Eu, particularmente, adorei. Estamos vendo clubes e jogadores que nem conhecíamos. Vai gerar oportunidades. Por exemplo, se eu fosse dirigente de clube, estaria olhando potenciais jogadores nos clubes menores. Já fiz a lista de alguns. Se eu fosse dirigente, estaria atento a essas oportunidades.
Pode ser uma forma de encontrar talentos fora do eixo tradicional?
Às vezes. O mercado interno europeu é muito caro. Mas você vem aqui em uma competição como essa e visualiza um cara que é uma oportunidade para o clube que vai fazer a aquisição. É uma oportunidade também para o clube que vai vender. Às vezes, o mercado dele não consegue proporcionar um valor tão interessante. E, numa competição como essa, mostra o clube como um todo. Abre as portas do clube para o mundo.
E os técnicos brasileiros? Você vê evolução no trabalho deles comparado com o padrão europeu?
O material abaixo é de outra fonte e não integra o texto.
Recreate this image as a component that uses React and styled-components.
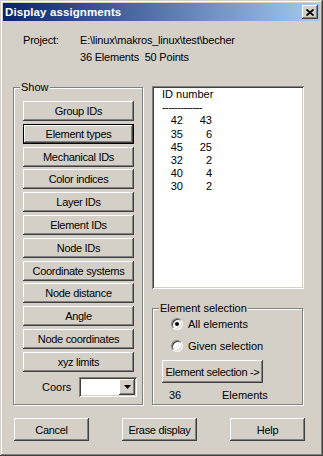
import React from "react";
import styled, { createGlobalStyle } from "styled-components";

const GlobalStyle = createGlobalStyle`
  html, body {
    margin: 0;
    padding: 0;
    background: #d4d0c8;
  }
  body {
    font-family: "Liberation Sans", Arial, sans-serif;
    font-size: 11px;
    color: #000;
  }
`;

const Window = styled.div`
  box-sizing: border-box;
  width: 323px;
  height: 456px;
  padding: 3px;
  background: #d4d0c8;
  display: flex;
  flex-direction: column;
  box-shadow: inset -1px -1px #404040, inset 1px 1px #d4d0c8,
    inset -2px -2px #808080, inset 2px 2px #fff;
`;

const TitleBar = styled.div`
  height: 18px;
  display: flex;
  align-items: center;
  justify-content: space-between;
  padding: 0 2px;
  background: linear-gradient(to right, #0a246a, #a6caf0);
`;

const Title = styled.span`
  color: #fff;
  font-weight: bold;
  font-size: 11.5px;
  letter-spacing: 0.1px;
`;

const CloseButton = styled.div`
  width: 16px;
  height: 14px;
  display: flex;
  align-items: center;
  justify-content: center;
  background: #d4d0c8;
  box-shadow: inset -1px -1px #404040, inset 1px 1px #fff,
    inset -2px -2px #808080;
`;

const Content = styled.div`
  padding: 0 0 0 10px;
  display: flex;
  flex-direction: column;
`;

const ProjectInfo = styled.div`
  margin: 11px 0 0 10px;
  display: grid;
  grid-template-columns: 57px auto;
  line-height: 17px;
  letter-spacing: -0.2px;
`;

const MainRow = styled.div`
  margin-top: 20px;
  display: flex;
  gap: 9px;
  align-items: flex-start;
`;

const GroupBox = styled.div`
  position: relative;
  box-sizing: border-box;
  width: ${(p) => p.$width}px;
  height: ${(p) => p.$height}px;
  margin-top: ${(p) => p.$top || 0}px;
  border: 1px solid #808080;
  box-shadow: inset 1px 1px #fff, 1px 1px #fff;
`;

const Caption = styled.span`
  position: absolute;
  top: -8px;
  left: 6px;
  padding: 0 1px;
  background: #d4d0c8;
  line-height: 15px;
`;

const ButtonColumn = styled.div`
  padding: 13px 0 0 9px;
  display: flex;
  flex-direction: column;
  gap: 2.8px;
`;

const Button = styled.div`
  box-sizing: border-box;
  width: ${(p) => p.$width || 111}px;
  height: ${(p) => p.$height || 20}px;
  display: flex;
  align-items: center;
  justify-content: center;
  background: #d4d0c8;
  white-space: nowrap;
  letter-spacing: -0.3px;
  box-shadow: ${(p) =>
    p.$focused
      ? "inset 0 0 0 1px #000, inset -2px -2px #404040, inset 2px 2px #fff, inset -3px -3px #808080"
      : "inset -1px -1px #404040, inset 1px 1px #fff, inset -2px -2px #808080"};
`;

const CoorsRow = styled.div`
  margin: 5px 0 0 28px;
  display: flex;
  align-items: center;
  gap: 8px;
`;

const Combo = styled.div`
  box-sizing: border-box;
  width: 58px;
  height: 20px;
  padding: 2px;
  display: flex;
  justify-content: flex-end;
  background: #fff;
  box-shadow: inset 1px 1px #808080, inset -1px -1px #fff,
    inset 2px 2px #404040, inset -2px -2px #d4d0c8;
`;

const ComboArrow = styled.div`
  width: 16px;
  height: 16px;
  display: flex;
  align-items: center;
  justify-content: center;
  background: #d4d0c8;
  box-shadow: inset -1px -1px #404040, inset 1px 1px #fff,
    inset -2px -2px #808080;
`;

const RightColumn = styled.div`
  width: 152px;
  display: flex;
  flex-direction: column;
`;

const ListBox = styled.div`
  box-sizing: border-box;
  height: 203px;
  padding: 2px 0 0 10px;
  background: #fff;
  line-height: 13.2px;
  box-shadow: inset 1px 1px #808080, inset -1px -1px #fff,
    inset 2px 2px #404040, inset -2px -2px #d4d0c8;
`;

const Dashes = styled.div`
  letter-spacing: -0.6px;
`;

const IdRow = styled.div`
  display: grid;
  grid-template-columns: 21px 29px;
  text-align: right;
`;

const SelectionBody = styled.div`
  padding: 7px 0 0 9px;
  display: flex;
  flex-direction: column;
`;

const RadioRow = styled.div`
  height: 16px;
  margin: 0 0 6px 9px;
  display: flex;
  align-items: center;
  gap: 5px;
`;

const Radio = styled.div`
  box-sizing: border-box;
  width: 12px;
  height: 12px;
  border-radius: 50%;
  display: flex;
  align-items: center;
  justify-content: center;
  background: #fff;
  border: 1px solid;
  border-color: #808080 #fff #fff #808080;
  box-shadow: inset 1px 1px #404040, inset -1px -1px #d4d0c8;

  &::after {
    content: "";
    width: 4px;
    height: 4px;
    border-radius: 50%;
    background: ${(p) => (p.$checked ? "#000" : "transparent")};
  }
`;

const CountRow = styled.div`
  margin: 5px 0 0 7px;
  display: grid;
  grid-template-columns: 53px auto;
  line-height: 14px;
`;

const BottomRow = styled.div`
  margin: 13px 0 0 1px;
  display: flex;
  gap: 33px;
`;

const showItems = [
  "Group IDs",
  "Element types",
  "Mechanical IDs",
  "Color indices",
  "Layer IDs",
  "Element IDs",
  "Node IDs",
  "Coordinate systems",
  "Node distance",
  "Angle",
  "Node coordinates",
  "xyz limits",
];

const idRows = [
  [42, 43],
  [35, 6],
  [45, 25],
  [32, 2],
  [40, 4],
  [30, 2],
];

const App = () => {
  return (
    <>
      <GlobalStyle />
      <Window>
        <TitleBar>
          <Title>Display assignments</Title>
          <CloseButton>
            <svg width="8" height="7" viewBox="0 0 8 7">
              <path d="M0.5 0.5 L7.5 6.5 M7.5 0.5 L0.5 6.5" stroke="#000" strokeWidth="1.8" />
            </svg>
          </CloseButton>
        </TitleBar>
        <Content>
          <ProjectInfo>
            <span>Project:</span>
            <span>E:\linux\makros_linux\test\becher</span>
            <span />
            <span>36 Elements&nbsp;&nbsp;50 Points</span>
          </ProjectInfo>

          <MainRow>
            <GroupBox $width={130} $height={318} $top={1}>
              <Caption>Show</Caption>
              <ButtonColumn>
                {showItems.map((item) => (
                  <Button key={item} $focused={item === "Element types"}>
                    {item}
                  </Button>
                ))}
              </ButtonColumn>
              <CoorsRow>
                <span>Coors</span>
                <Combo>
                  <ComboArrow>
                    <svg width="7" height="4" viewBox="0 0 7 4">
                      <path d="M0 0 H7 L3.5 4 Z" fill="#000" />
                    </svg>
                  </ComboArrow>
                </Combo>
              </CoorsRow>
            </GroupBox>

            <RightColumn>
              <ListBox>
                <div>ID number</div>
                <Dashes>-------------</Dashes>
                {idRows.map(([a, b]) => (
                  <IdRow key={a}>
                    <span>{a}</span>
                    <span>{b}</span>
                  </IdRow>
                ))}
              </ListBox>
              <GroupBox $width={151} $height={97} $top={19}>
                <Caption>Element selection</Caption>
                <SelectionBody>
                  <RadioRow>
                    <Radio $checked />
                    <span>All elements</span>
                  </RadioRow>
                  <RadioRow>
                    <Radio />
                    <span>Given selection</span>
                  </RadioRow>
                  <Button $width={101} $height={23}>Element selection -&gt;</Button>
                  <CountRow>
                    <span>36</span>
                    <span>Elements</span>
                  </CountRow>
                </SelectionBody>
              </GroupBox>
            </RightColumn>
          </MainRow>

          <BottomRow>
            <Button $width={75} $height={23}>Cancel</Button>
            <Button $width={75} $height={23}>Erase display</Button>
            <Button $width={75} $height={23}>Help</Button>
          </BottomRow>
        </Content>
      </Window>
    </>
  );
};

export default App;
Totalmente. Todas as quatro equipes, cada uma com seu estilo, mostraram excelentes trabalhos. Até dentro desses números que temos analisado aqui, uma coisa é interessante: os times europeus têm uma média de idade bem mais baixa comparada com os times brasileiros. E, às vezes, dependendo do estilo de jogo, pode até ter um impacto. E o legal é ver as pessoas aqui. A conversa aqui dentro tem sido muito positiva, com respeito ao trabalho que os brasileiros têm feito.